Building predictive Model with Ibis, Impala and scikit-learn
- visualizing MovieLens 20M data (famous movie rating data) with Ibis
- build predictive model for movie favor with scikit-learn
- repo / notebook
What is Ibis?
Ibis is a bridge between Python and Big Data. Ibis enables pandas handling Big Data.
architecture of Ibis
For more detail, see Wes’s presentation.
As you know, pandas is known as a killer application for data analysis. In my previous job, which is known as a developer of world largest monolithic Ruby on Rails application, many Rails developer attracted with pandas and Jupyter notebook for sharing analysis result.
pandas loads data on memory, so we have to filter with some SQL before analyzing. But we actually want to get insight and handle without SQL.

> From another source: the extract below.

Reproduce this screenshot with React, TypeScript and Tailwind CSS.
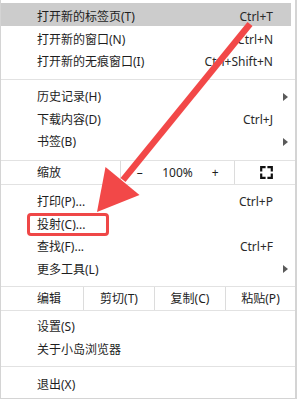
import React from 'react';

type Item = {
  label: string;
  shortcut?: string;
  sub?: boolean;
  active?: boolean;
  boxed?: boolean;
};

const FONT = { fontFamily: '"Noto Sans", "Noto Sans CJK SC", sans-serif' };

const SubArrow = () => (
  <svg width="5" height="8" viewBox="0 0 5 8" className="ml-auto">
    <path d="M0 0L5 4L0 8Z" fill="#5a5a5a" />
  </svg>
);

const MenuRow = ({ item }: { item: Item }) => (
  <div
    className={`relative flex h-[22.5px] items-center pt-[5px] pl-[36px] leading-[17px] text-[12px] text-[#1e1e1e] ${
      item.sub ? 'pr-[7px]' : 'pr-[22px]'
    } ${item.active ? 'mr-[4px] bg-[#cccccc] !pr-[18px]' : ''}`}
  >
    <span>{item.label}</span>
    {item.shortcut && <span className="ml-auto text-[#2a2a2a]">{item.shortcut}</span>}
    {item.sub && <SubArrow />}
    {/* red highlight box around the cast item */}
    {item.boxed && (
      <span className="absolute left-[26px] top-[2.5px] h-[23px] w-[82px] rounded-[4px] border-[3px] border-[#ef4747]" />
    )}
  </div>
);

const Separator = ({ className }: { className?: string }) => (
  <div className={`h-px bg-[#e2e2e2] ${className ?? ''}`} />
);

const FullscreenIcon = () => (
  <svg width="13" height="13" viewBox="0 0 13 13" fill="none" stroke="#111" strokeWidth="2.2" strokeLinecap="square">
    <path d="M1.2 4.5V1.2H4.5" />
    <path d="M8.5 1.2H11.8V4.5" />
    <path d="M11.8 8.5V11.8H8.5" />
    <path d="M4.5 11.8H1.2V8.5" />
  </svg>
);

const top: Item[] = [
  { label: '打开新的标签页(T)', shortcut: 'Ctrl+T', active: true },
  { label: '打开新的窗口(N)', shortcut: 'Ctrl+N' },
  { label: '打开新的无痕窗口(I)', shortcut: 'Ctrl+Shift+N' },
];

const middle: Item[] = [
  { label: '历史记录(H)', sub: true },
  { label: '下载内容(D)', shortcut: 'Ctrl+J' },
  { label: '书签(B)', sub: true },
];

const tools: Item[] = [
  { label: '打印(P)...', shortcut: 'Ctrl+P' },
  { label: '投射(C)...', boxed: true },
  { label: '查找(F)...', shortcut: 'Ctrl+F' },
  { label: '更多工具(L)', sub: true },
];

const bottom: Item[] = [
  { label: '设置(S)' },
  { label: '关于小岛浏览器' },
];

export default function App() {
  return (
    <div className="relative h-[399px] w-[297px] overflow-hidden bg-white" style={FONT}>
      <div className="flex h-[399px] w-[297px] flex-col border-b border-l border-r-2 border-[#d4d4d4] pt-[3px]">
        {top.map((it) => (
          <MenuRow key={it.label} item={it} />
        ))}
        <Separator className="mt-[8.5px] mb-[3px]" />
        {middle.map((it) => (
          <MenuRow key={it.label} item={it} />
        ))}

        {/* zoom controls */}
        <Separator className="mt-[9.5px]" />
        <div className="flex h-[23px] text-[12px] leading-[17px] text-[#1e1e1e]">
          <div className="flex w-[119px] items-center pl-[36px]">缩放</div>
          <div className="grid w-[114px] grid-cols-3 border-l border-[#dcdcdc]">
            <span className="flex items-center justify-center">–</span>
            <span className="flex items-center justify-center">100%</span>
            <span className="flex items-center justify-center">+</span>
          </div>
          <div className="flex flex-1 items-center justify-center border-l border-[#dcdcdc] pl-[2px]">
            <FullscreenIcon />
          </div>
        </div>
        <Separator className="mb-[3px]" />

        {tools.map((it) => (
          <MenuRow key={it.label} item={it} />
        ))}

        {/* edit row */}
        <Separator className="mt-[8px]" />
        <div className="flex h-[23px] text-[12px] leading-[17px] text-[#1e1e1e]">
          <div className="flex w-[82px] items-center pl-[36px]">编辑</div>
          <div className="flex w-[71px] items-center justify-center border-l border-[#dcdcdc]">剪切(T)</div>
          <div className="flex w-[71px] items-center justify-center border-l border-[#dcdcdc]">复制(C)</div>
          <div className="flex flex-1 items-center justify-center border-l border-[#dcdcdc]">粘贴(P)</div>
        </div>
        <Separator className="mb-[2px]" />

        {bottom.map((it) => (
          <MenuRow key={it.label} item={it} />
        ))}
        <Separator className="mt-[8px] mb-[3.5px]" />
        <MenuRow item={{ label: '退出(X)' }} />
      </div>

      {/* annotation arrow */}
      <svg className="pointer-events-none absolute left-0 top-0" width="297" height="399" viewBox="0 0 297 399">
        <line x1="250" y1="24" x2="123" y2="180" stroke="#f24848" strokeWidth="6.5" />
        <polygon points="97,212 139.5,195 105.5,167" fill="#f24848" />
      </svg>
    </div>
  );
}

- CDH 5.7 with Cloudera Director 2.1
- table is created with parquet on S3
- impalad node’s 21050 port
- NN’s 50070 port
- Python 3.5
- using wheel and virtualenv, I didn’t use anaconda
Full notebook repo is here. I also executed same code for Redshift, but several dialects prevent execution…
What is the difference between PySpark?
- Easy to setup. It is just like connecting DB
- Fast x10. So that we can x10 experiences. It makes us innovations!
- We can rapid prototyping with Ibis.
Which is prefer to build model Ibis + scikit-learn or Spark + MLlib?
- It depends on data size.
- Netflix uses Spark and R for building predictive models. Netflix uses R in order to model filtered data such as specific country, and they use Spark for global model.